_What is asked_
Set the listing down again in full, word for word, with the pictures left out.

_Available data_
--

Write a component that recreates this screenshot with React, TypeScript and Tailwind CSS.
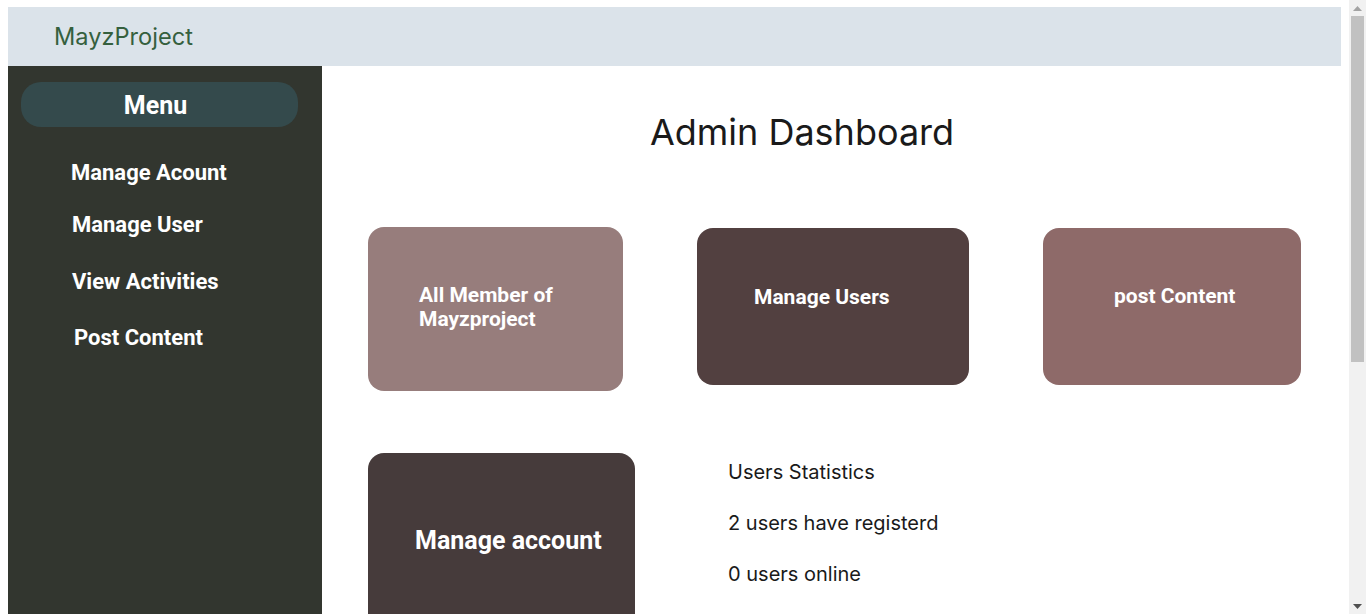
import React from "react";

const inter = { fontFamily: "Inter, 'Noto Sans', sans-serif" } as const;

function Scrollbar() {
  return (
    <div className="w-[17px] h-[614px] shrink-0 bg-[#f1f1f1] flex flex-col items-center">
      <div className="h-4 w-full flex items-center justify-center">
        <svg width="9" height="5" viewBox="0 0 9 5"><path d="M0 5 L4.5 0 L9 5 Z" fill="#a3a3a3" /></svg>
      </div>
      <div className="w-[13px] h-[346px] bg-[#c1c1c1]" />
      <div className="flex-1" />
      <div className="h-4 w-full flex items-center justify-center">
        <svg width="9" height="5" viewBox="0 0 9 5"><path d="M0 0 L9 0 L4.5 5 Z" fill="#505050" /></svg>
      </div>
    </div>
  );
}

export default function App() {
  return (
    <div className="h-[614px] overflow-hidden bg-white flex" style={inter}>
      <div className="flex-1 min-w-0 pl-2 pr-2 pt-[7px] pb-2">
        <header className="h-[59px] bg-[#dbe3ea] flex items-center pl-[46px]">
          <span className="text-[23.6px] text-[#35603e] font-['Inter',sans-serif]">MayzProject</span>
        </header>
        <div className="flex h-[955px]">
          <aside className="w-[314px] shrink-0 bg-[#32362f] pt-4 px-[13px] font-['Roboto',sans-serif] text-white">
            <div className="w-[277px] h-[45px] rounded-[20px] bg-[#344a4c] flex items-center justify-center pr-2 pt-[3px]">
              <span className="text-[25px] font-bold">Menu</span>
            </div>
            <nav className="flex flex-col text-[22px] leading-6 font-bold">
              <span className="mt-[34px] ml-[50px]">Manage Acount</span>
              <span className="mt-[28px] ml-[51px]">Manage User</span>
              <span className="mt-[33px] ml-[51px]">View Activities</span>
              <span className="mt-[32px] ml-[53px]">Post Content</span>
            </nav>
          </aside>
          <main className="flex-1 flex flex-col">
            <h1 className="mt-[46px] text-[36px] leading-10 text-[#1a1a1a] text-center pr-[59px] font-['Inter',sans-serif]">
              Admin Dashboard
            </h1>
            <div className="flex items-start gap-[74px] pl-[46px] mt-[75px] font-['Roboto',sans-serif] text-white font-bold">
              <div className="w-[255px] h-[164px] rounded-[16px] bg-[#977d7c] pl-[51px] pt-[56px] text-[21px] leading-6">
                All Member of
                <br />
                Mayzproject
              </div>
              <div className="w-[272px] h-[157px] mt-px rounded-[16px] bg-[#524040] pl-[57px] pt-[57px] text-[21px] leading-6">
                Manage Users
              </div>
              <div className="w-[258px] h-[157px] mt-px rounded-[16px] bg-[#8e6a69] pl-[71px] pt-[56px] text-[21px] leading-6">
                post Content
              </div>
            </div>
            <div className="flex items-start pl-[46px] mt-[62px]">
              <div className="w-[267px] h-[200px] rounded-[16px] bg-[#463b3b] pl-[47px] pt-[74px] text-[25px] leading-7 text-white font-bold font-['Roboto',sans-serif]">
                Manage account
              </div>
              <div className="ml-[93px] pt-[5px] flex flex-col gap-[23px] text-[20px] leading-7 text-[#1a1a1a] font-['Inter',sans-serif]">
                <span>Users Statistics</span>
                <span>2 users have registerd</span>
                <span>0 users online</span>
              </div>
            </div>
          </main>
        </div>
      </div>
      <Scrollbar />
    </div>
  );
}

--

_Response below_
Write a component that recreates this screenshot with React, TypeScript and Tailwind CSS.
import React from "react";

const inter = { fontFamily: "Inter, 'Noto Sans', sans-serif" } as const;

function Scrollbar() {
  return (
    <div className="w-[17px] h-[614px] shrink-0 bg-[#f1f1f1] flex flex-col items-center">
      <div className="h-4 w-full flex items-center justify-center">
        <svg width="9" height="5" viewBox="0 0 9 5"><path d="M0 5 L4.5 0 L9 5 Z" fill="#a3a3a3" /></svg>
      </div>
      <div className="w-[13px] h-[346px] bg-[#c1c1c1]" />
      <div className="flex-1" />
      <div className="h-4 w-full flex items-center justify-center">
        <svg width="9" height="5" viewBox="0 0 9 5"><path d="M0 0 L9 0 L4.5 5 Z" fill="#505050" /></svg>
      </div>
    </div>
  );
}

export default function App() {
  return (
    <div className="h-[614px] overflow-hidden bg-white flex" style={inter}>
      <div className="flex-1 min-w-0 pl-2 pr-2 pt-[7px] pb-2">
        <header className="h-[59px] bg-[#dbe3ea] flex items-center pl-[46px]">
          <span className="text-[23.6px] text-[#35603e] font-['Inter',sans-serif]">MayzProject</span>
        </header>
        <div className="flex h-[955px]">
          <aside className="w-[314px] shrink-0 bg-[#32362f] pt-4 px-[13px] font-['Roboto',sans-serif] text-white">
            <div className="w-[277px] h-[45px] rounded-[20px] bg-[#344a4c] flex items-center justify-center pr-2 pt-[3px]">
              <span className="text-[25px] font-bold">Menu</span>
            </div>
            <nav className="flex flex-col text-[22px] leading-6 font-bold">
              <span className="mt-[34px] ml-[50px]">Manage Acount</span>
              <span className="mt-[28px] ml-[51px]">Manage User</span>
              <span className="mt-[33px] ml-[51px]">View Activities</span>
              <span className="mt-[32px] ml-[53px]">Post Content</span>
            </nav>
          </aside>
          <main className="flex-1 flex flex-col">
            <h1 className="mt-[46px] text-[36px] leading-10 text-[#1a1a1a] text-center pr-[59px] font-['Inter',sans-serif]">
              Admin Dashboard
            </h1>
            <div className="flex items-start gap-[74px] pl-[46px] mt-[75px] font-['Roboto',sans-serif] text-white font-bold">
              <div className="w-[255px] h-[164px] rounded-[16px] bg-[#977d7c] pl-[51px] pt-[56px] text-[21px] leading-6">
                All Member of
                <br />
                Mayzproject
              </div>
              <div className="w-[272px] h-[157px] mt-px rounded-[16px] bg-[#524040] pl-[57px] pt-[57px] text-[21px] leading-6">
                Manage Users
              </div>
              <div className="w-[258px] h-[157px] mt-px rounded-[16px] bg-[#8e6a69] pl-[71px] pt-[56px] text-[21px] leading-6">
                post Content
              </div>
            </div>
            <div className="flex items-start pl-[46px] mt-[62px]">
              <div className="w-[267px] h-[200px] rounded-[16px] bg-[#463b3b] pl-[47px] pt-[74px] text-[25px] leading-7 text-white font-bold font-['Roboto',sans-serif]">
                Manage account
              </div>
              <div className="ml-[93px] pt-[5px] flex flex-col gap-[23px] text-[20px] leading-7 text-[#1a1a1a] font-['Inter',sans-serif]">
                <span>Users Statistics</span>
                <span>2 users have registerd</span>
                <span>0 users online</span>
              </div>
            </div>
          </main>
        </div>
      </div>
      <Scrollbar />
    </div>
  );
}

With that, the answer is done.